Like Little, composer-guitarist Brendon Randall-Myers has played in rock bands. That background is manifest in his septet Chopsticks, which takes inspiration from New Wave musicians like Glenn Branca and Sonic Youth, as well as the “trance/flow states” of the composer’s long-distance runs. There is also an emphasis on modified instrumentation—here, an acoustic guitar prepared with chopsticks, and played as a percussion instrument with sound threaded through a low-fi amplifier.

Chopsticks kicked up an exhilarating blast of energy, with the barn dances of Randall-Myers’ West Virginia youth evident in the score’s antic, driving vitality. Conductor Alan Pierson deftly kept this raucous, aggressive music on track, clarifying textures and allowing such details as the squawks from muted trumpet and trombone, and the unique thumping bass timbre from the chopsticked guitar to register clearly. The passage where the music slows down like a malfunctioning clock was especially nicely rendered under Pierson’s direction, an echo of the coda of Prokofiev’s Fifth Symphony.
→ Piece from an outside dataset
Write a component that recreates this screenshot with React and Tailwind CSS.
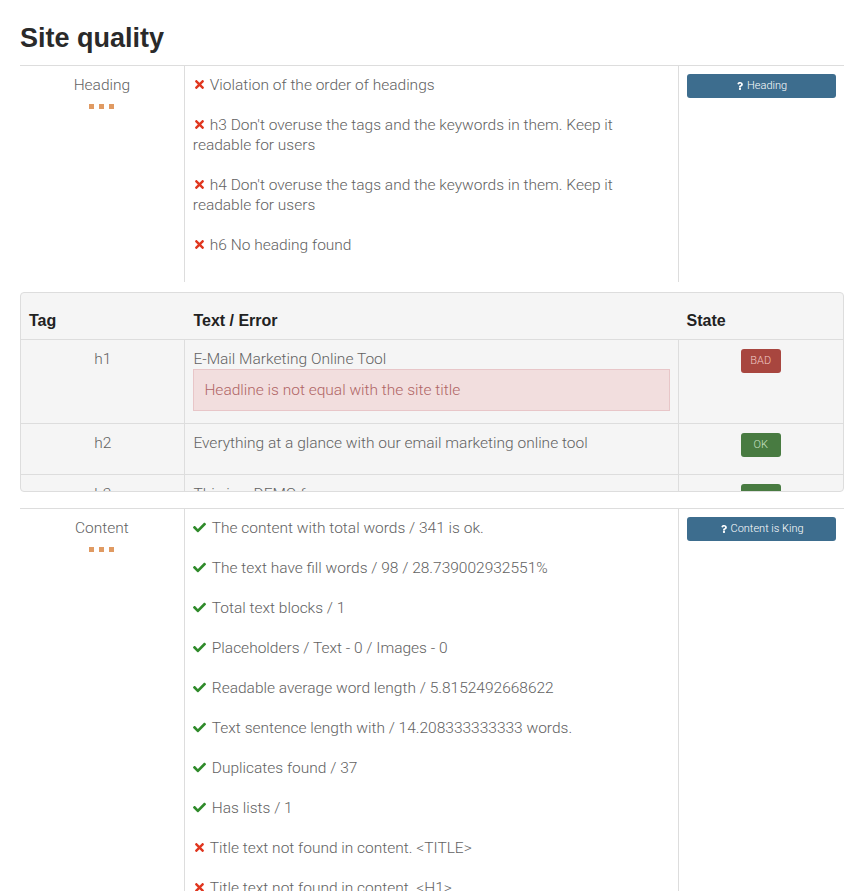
import { FaCheck, FaTimes, FaQuestion } from "react-icons/fa";

const headingChecks = [
  { ok: false, text: "Violation of the order of headings" },
  { ok: false, text: "h3 Don't overuse the tags and the keywords in them. Keep it readable for users" },
  { ok: false, text: "h4 Don't overuse the tags and the keywords in them. Keep it readable for users" },
  { ok: false, text: "h6 No heading found" },
];

const headingRows = [
  { tag: "h1", text: "E-Mail Marketing Online Tool", error: "Headline is not equal with the site title", state: "BAD" },
  { tag: "h2", text: "Everything at a glance with our email marketing online tool", state: "OK" },
  { tag: "h3", text: "This is a DEMO form", state: "OK" },
  { tag: "h3", text: "Newsletter registration", state: "OK" },
];

const contentChecks = [
  { ok: true, text: "The content with total words / 341 is ok." },
  { ok: true, text: "The text have fill words / 98 / 28.739002932551%" },
  { ok: true, text: "Total text blocks / 1" },
  { ok: true, text: "Placeholders / Text - 0 / Images - 0" },
  { ok: true, text: "Readable average word length / 5.8152492668622" },
  { ok: true, text: "Text sentence length with / 14.208333333333 words." },
  { ok: true, text: "Duplicates found / 37" },
  { ok: true, text: "Has lists / 1" },
  { ok: false, text: "Title text not found in content. <TITLE>" },
  { ok: false, text: "Title text not found in content. <H1>" },
  { ok: false, text: "Description text not found in content." },
];

function Check({ ok, text }) {
  return (
    <p className="mb-5 leading-5">
      {ok ? (
        <FaCheck className="inline-block text-[#2f8a2a] text-[13px] mr-[6px] -mt-[3px]" />
      ) : (
        <FaTimes className="inline-block text-[#e0361f] text-[13px] mr-[4px] -mt-[3px]" />
      )}
      {text}
    </p>
  );
}

function Dots() {
  return (
    <div className="flex justify-center gap-[5px] mt-[9px]">
      <span className="w-[5px] h-[5px] bg-[#e09a62]" />
      <span className="w-[5px] h-[5px] bg-[#e09a62]" />
      <span className="w-[5px] h-[5px] bg-[#e09a62]" />
    </div>
  );
}

function Section({ title, help, children }) {
  return (
    <div className="grid grid-cols-[1fr_3fr_1fr] border-t border-[#dddddd]">
      <div className="pt-[9px] text-center border-r border-[#dddddd]">
        <div className="leading-5">{title}</div>
        <Dots />
      </div>
      <div className="pt-[9px] pb-[7px] px-2 border-r border-[#dddddd]">{children}</div>
      <div className="pt-[8px] px-2">
        <button className="w-full h-6 rounded-[3px] bg-[#3d6d8e] text-white text-[11px] flex items-center justify-center gap-[3px]">
          <FaQuestion className="text-[8px]" />
          {help}
        </button>
      </div>
    </div>
  );
}

function Badge({ state }) {
  const bad = state === "BAD";
  return (
    <span
      className={`inline-flex items-center justify-center w-10 h-6 rounded-[3px] text-[11px] ${
        bad ? "bg-[#a8463f] text-[#f0c8c4]" : "bg-[#487b41] text-[#c8e0c4]"
      }`}
    >
      {state}
    </span>
  );
}

export default function App() {
  return (
    <div className="min-h-screen bg-white px-5 text-[15.5px] font-light text-[#626262] font-['Roboto',sans-serif]">
      <h1 className="pt-[21px] pb-[10px] text-[27px] leading-[34px] font-bold text-[#2a2a2a] font-['Liberation_Sans',sans-serif]">
        Site quality
      </h1>

      <Section title="Heading" help="Heading">
        {headingChecks.map((c, i) => (
          <Check key={i} {...c} />
        ))}
      </Section>

      <div className="mt-[10px] mb-4 h-[200px] overflow-hidden rounded border border-[#dddddd] bg-[#f5f5f5]">
        <div className="grid grid-cols-[1fr_3fr_1fr] h-[47px] items-end pb-2 border-b border-[#dddddd] font-bold text-[16px] text-[#222222] font-['Liberation_Sans',sans-serif]">
          <div className="px-2 leading-5">Tag</div>
          <div className="px-2 leading-5">Text / Error</div>
          <div className="px-2 leading-5">State</div>
        </div>
        {headingRows.map((r, i) => (
          <div key={i} className="grid grid-cols-[1fr_3fr_1fr] border-b border-[#dddddd]">
            <div className="pt-[9px] text-center border-r border-[#dddddd] leading-5">{r.tag}</div>
            <div className="pt-[9px] pb-[21px] px-2 border-r border-[#dddddd]">
              <div className="leading-5">{r.text}</div>
              {r.error && (
                <div className="-mb-[9px] px-[10px] py-[10px] leading-5 border border-[#e8c6c8] bg-[#f2dede] text-[#b06565]">
                  {r.error}
                </div>
              )}
            </div>
            <div className="pt-2 text-center">
              <Badge state={r.state} />
            </div>
          </div>
        ))}
      </div>

      <Section title="Content" help="Content is King">
        {contentChecks.map((c, i) => (
          <Check key={i} {...c} />
        ))}
      </Section>
    </div>
  );
}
Music of Michael Gordon closed the program. From an older generation than the other youthful composers on the program, the cofounder of the Bang on a Can festival is, in many ways, the father of them all—a pioneer in mixing diverse media and rock and classical elements in his music when such cross-pollination was still considered outré.

In his long, somewhat discursive conversation with Mazzoli—who readily acknowledged Gordon’s strong influence on her own music and career—the composer joked that he hoped he “didn’t ruin their Thanksgiving” for the musicians rehearsing his Hyper. 

Hyper is Gordon’s attempt to make the musical equivalent of an “impossible object”—the kind of optical illusion found in prints of M.C. Escher. An engaging pop-like theme is the idée fixe—varied, repeated and vaulting through multiple keys, as the musicians gradually separate from each other while still appearing to be playing together.

Despite its amiable spirit, this is fearsomely difficult music with demanding moments for several players. Conductor Pierson kept Gordon’s infernal machine together and on the move, and the eight musicians gave it their all, with dazzling breakout solos from pianist Greenburg and vibraphonist Cynthia Yeh. 

MusicNOW’s next program, “Ecstatic Science” will be performed 7 p.m, March 23, 2020 at the Harris Theater.